The pica plus file must look like this

<collection>
  <record>
    <field tag="001@">
      <subfield code="0">2006</subfield>
    </field>
....
  </record>
</collection>

So I think that the enclosing collection tag was missing in your data. This tag is added after retrieving the data from the pica plus catalogue somewhere in the 2.x Kitodo.Production code.

M3ssman commented 5 years ago

Thanks for your Explanations!

After changing the XML the suggested way, it still fails. I've tried a simple Testsetup to follow the Converter Internals on UghConvert (Lines:264ff) like this

String absPathPicaPlus = getAbsolutePath("lhhal_response/lhhal-147764068-04.xml");
String absolutePathPreference = getAbsolutePath("rulesets/ruleset_uh.xml");

Prefs preferences = new Prefs();
preferences.loadPrefs(absolutePathPreference);
Fileformat fileFrom = new PicaPlus(preferences);
DigitalDocument digDoc = new DigitalDocument();
fileFrom.setDigitalDocument(digDoc);

assertTrue(fileFrom.read(absPathPicaPlus));
DigitalDocument myDocument = fileFrom.getDigitalDocument();
DocStruct log = myDocument.getLogicalDocStruct();
assertNotNull(log);

This time, a NPE is thrown in DigitalDocument#setLogicalDocStrut:180. It's comming from PicaPlus:659, when it tries to set a Property on a DigitalDocument that is still nullat this point.

All seems to origin from PicaPlus#parsePicaPlusRecord, that itself return null for the provided XML (see XML below, it's contained in the ZIP). The Ruleset itself is used in other Test-Scenarios and at our Testsystem. It is supposed to work. lhhal-147764068-04.zip ruleset_uh.zip

Is there somewhere a Test-Specification for this? The Code in PicaPlus#parsePicaPlusRecord and PicaPlus#parsePicaPlusField is rather long and hard to debug.

So sad! The creation and maintance of Kitodo-Rulesets is really hard to do. Any Tool that could be used to validate this Configuration is really welcome ... but UghConvert doesn't look the silver bullet.

I'm using kitodo-ugh V2.1.0, the Version that is enclosed with Kitodo.Production V2.1.0

henning-gerhardt commented 5 years ago

I put some little time into your data and I found the following results:

For example: field with tag 02@ and subtag with code 0 contains the media type information but UGH and your ruleset expecting this information into 002@ subtag code 0 (in your ruleset file lines 4274 ff).

I suggest that your data should take more leading zeros (field tags should be 4 or more digit) to match even internal hard coded fields into the UGH library.
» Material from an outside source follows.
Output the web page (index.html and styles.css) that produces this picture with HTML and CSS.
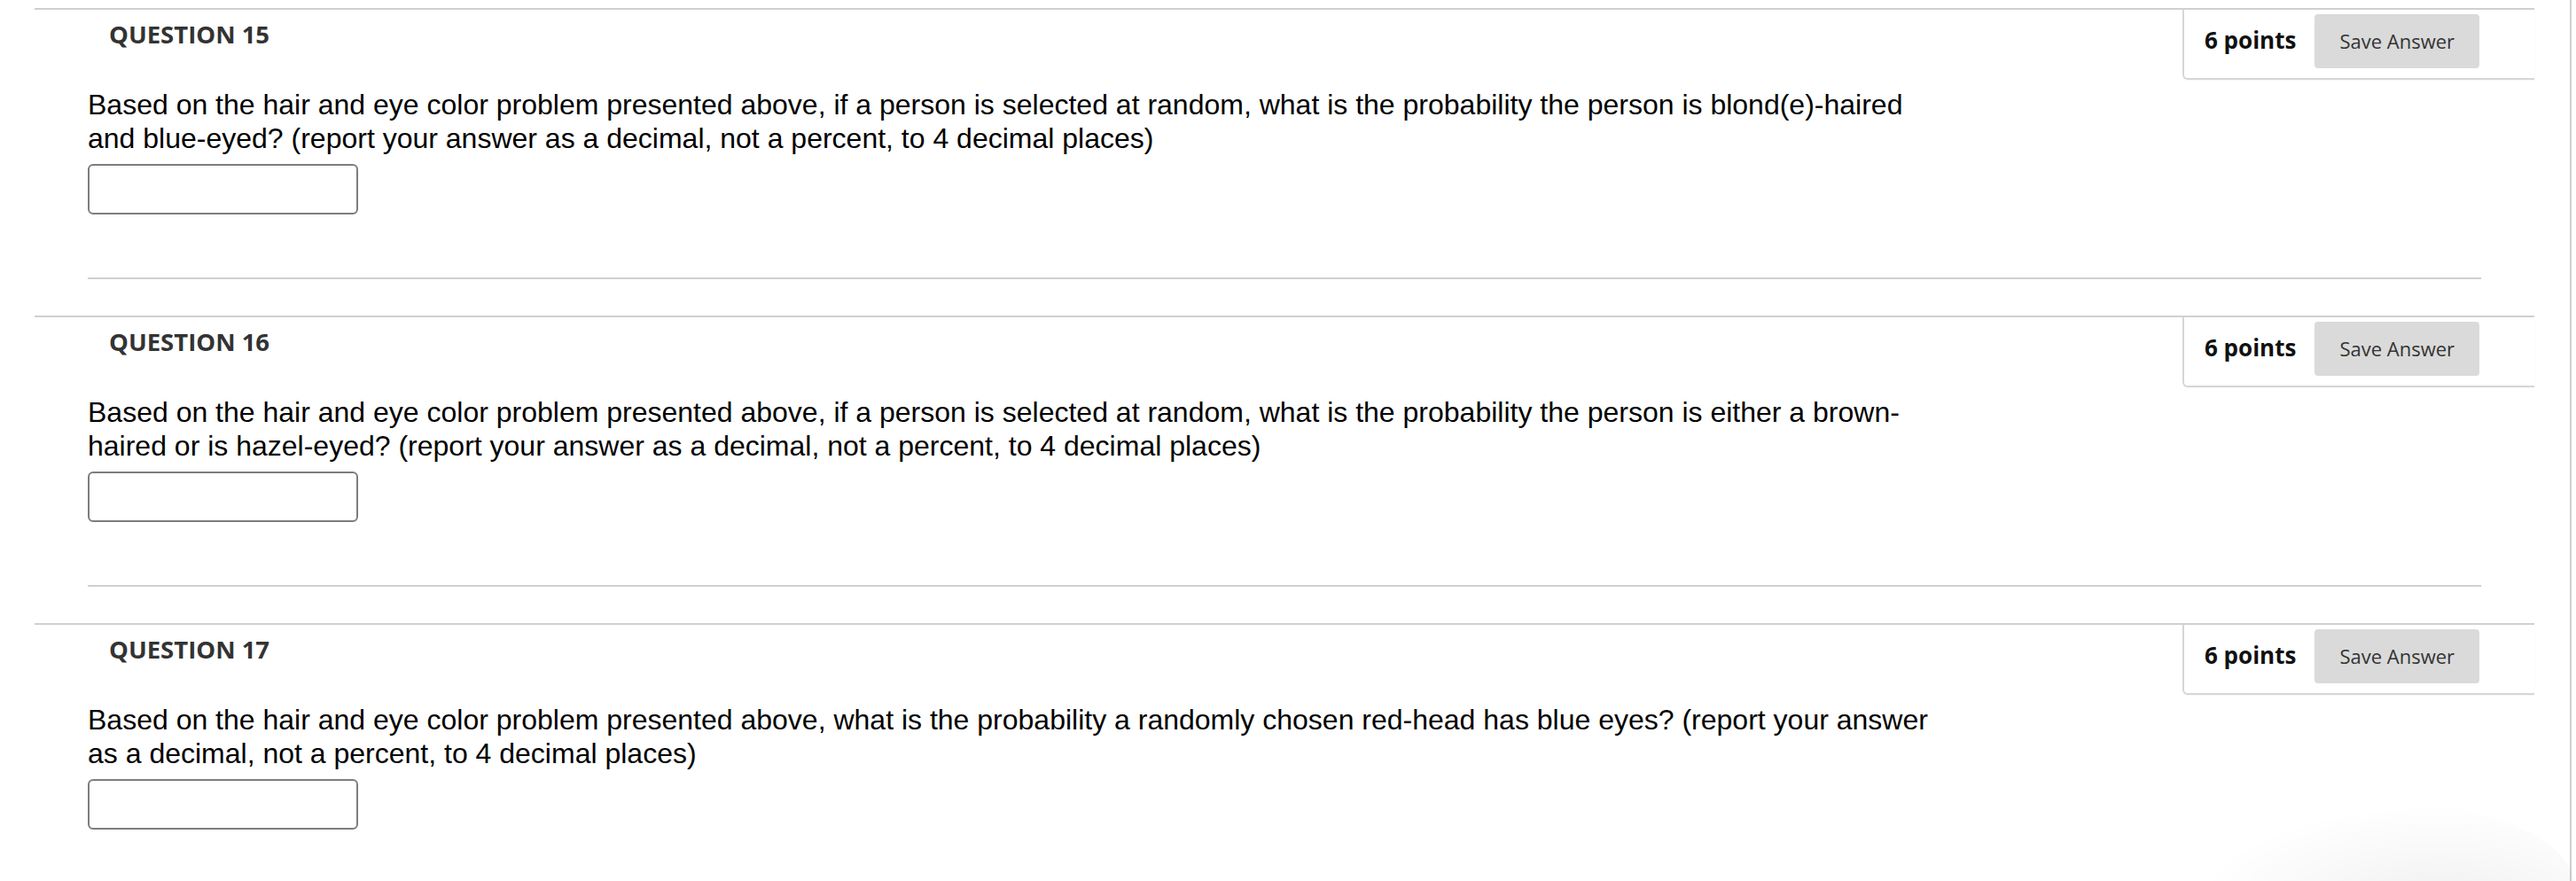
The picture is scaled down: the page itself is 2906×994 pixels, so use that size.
FILE: index.html
```html
<!DOCTYPE html>
<html lang="en">
<head>
<meta charset="utf-8">
<title>Questions</title>
<link rel="stylesheet" href="styles.css">
</head>
<body>
<div class="layout">
  <main class="quiz">
    <section class="question">
      <div class="q-head">
        <h3 class="q-title">QUESTION 15</h3>
        <div class="q-side">
          <span class="q-points">6 points</span>
          <button class="q-save" type="button">Save Answer</button>
        </div>
      </div>
      <div class="q-body">
        <p class="q-text">Based on the hair and eye color problem presented above, if a person is selected at random, what is the probability the person is blond(e)-haired and blue-eyed? (report your answer as a decimal, not a percent, to 4 decimal places)</p>
        <input class="q-input" type="text" aria-label="Answer for question 15">
      </div>
    </section>
    <section class="question">
      <div class="q-head">
        <h3 class="q-title">QUESTION 16</h3>
        <div class="q-side">
          <span class="q-points">6 points</span>
          <button class="q-save" type="button">Save Answer</button>
        </div>
      </div>
      <div class="q-body">
        <p class="q-text">Based on the hair and eye color problem presented above, if a person is selected at random, what is the probability the person is either a brown-haired or is hazel-eyed? (report your answer as a decimal, not a percent, to 4 decimal places)</p>
        <input class="q-input" type="text" aria-label="Answer for question 16">
      </div>
    </section>
    <section class="question">
      <div class="q-head">
        <h3 class="q-title">QUESTION 17</h3>
        <div class="q-side">
          <span class="q-points">6 points</span>
          <button class="q-save" type="button">Save Answer</button>
        </div>
      </div>
      <div class="q-body">
        <p class="q-text">Based on the hair and eye color problem presented above, what is the probability a randomly chosen red-head has blue eyes? (report your answer as a decimal, not a percent, to 4 decimal places)</p>
        <input class="q-input" type="text" aria-label="Answer for question 17">
      </div>
    </section>
  </main>
  <div class="rail"></div>
</div>
<div class="corner-shadow"></div>
</body>
</html>
```

FILE: styles.css
```css
html, body {
  margin: 0;
  padding: 0;
  background: #ffffff;
  overflow: hidden;
}

body {
  height: 994px;
  font-family: "Liberation Sans", Arial, sans-serif;
}

.layout {
  display: flex;
  align-items: stretch;
  height: 994px;
}

.quiz {
  margin-left: 39px;
  width: 2820px;
  padding-top: 9px;
}

.rail {
  margin-left: 40px;
  width: 2px;
  background: #cfcfcf;
}

.question {
  border-top: 2px solid #d0d0d0;
  margin-bottom: 41px;
}

.q-head {
  display: flex;
  justify-content: space-between;
  align-items: flex-start;
}

.q-title {
  margin: 0 0 0 84px;
  padding-top: 8px;
  font-family: "Open Sans", sans-serif;
  font-weight: 700;
  font-size: 27.5px;
  line-height: 40px;
  color: #333333;
}

.q-side {
  display: flex;
  align-items: baseline;
  gap: 21px;
  box-sizing: border-box;
  width: 397px;
  height: 79px;
  padding: 5px 60px 0 23px;
  border-left: 2px solid #d6d6d6;
  border-bottom: 2px solid #d6d6d6;
  border-bottom-left-radius: 6px;
  box-shadow: 0 1px 2px rgba(0, 0, 0, 0.04);
}

.q-points {
  font-family: "Open Sans", sans-serif;
  font-weight: 700;
  font-size: 26px;
  color: #111111;
}

.q-save {
  height: 61px;
  padding: 0 28px;
  border: none;
  border-radius: 4px;
  background: #dadada;
  font-family: "Open Sans", sans-serif;
  font-size: 22px;
  color: #333333;
  line-height: 61px;
}

.q-body {
  margin: 0 60px;
  padding-bottom: 71px;
  border-bottom: 2px solid #d0d0d0;
}

.q-text {
  margin: 9px 0 0 0;
  max-width: 2090px;
  font-size: 32px;
  line-height: 38px;
  color: #000000;
}

.q-input {
  display: block;
  box-sizing: border-box;
  margin-top: 10px;
  width: 305px;
  height: 57px;
  border: 2px solid #7d7d7d;
  border-radius: 6px;
  background: #ffffff;
}

.corner-shadow {
  position: fixed;
  right: 0;
  bottom: -110px;
  width: 440px;
  height: 200px;
  border-radius: 50%;
  background: radial-gradient(ellipse at 65% 60%, rgba(0, 0, 0, 0.06) 0%, rgba(0, 0, 0, 0.025) 40%, rgba(0, 0, 0, 0) 68%);
  pointer-events: none;
}
```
You should even adjust your ruleset file to the media type values from your data (f.e. Aavs is not mapped to one of the defined docstruct types). In Kitodo.Production you can adjust this with the beautifier rules into the goobi_opac.xml file to map f.e. Aavs to Ob (maybe a bad example but I don't know what the meaning of Aavs is).

The UGH code did not contain one line of test code so there are no test scenarios nor tested code nor was the code written for tests in mind :-(

Regarding tools: for 2.x are no tools at all. In Kitodo.Production 3.x is import of data handled in an other way. Maybe @Kathrin-Huber can explain this import behaviour in 3.x more in detail?

M3ssman commented 5 years ago

Thanks for your efforts!

I've added the leading zero to the data-fields, but my regarding Tests still crash.

Unfortunately, I'm off right now for about 3 weeks on vacation. I forward your Insights and Comments to my colleague, maybe they come up with more Ideas to keep this issue going!

Greets-n-Thanks!

Kathrin-Huber commented 4 years ago

Is this still an issue?

M3ssman commented 4 years ago

@Kathrin-Huber No, sorry, I forgot to close it.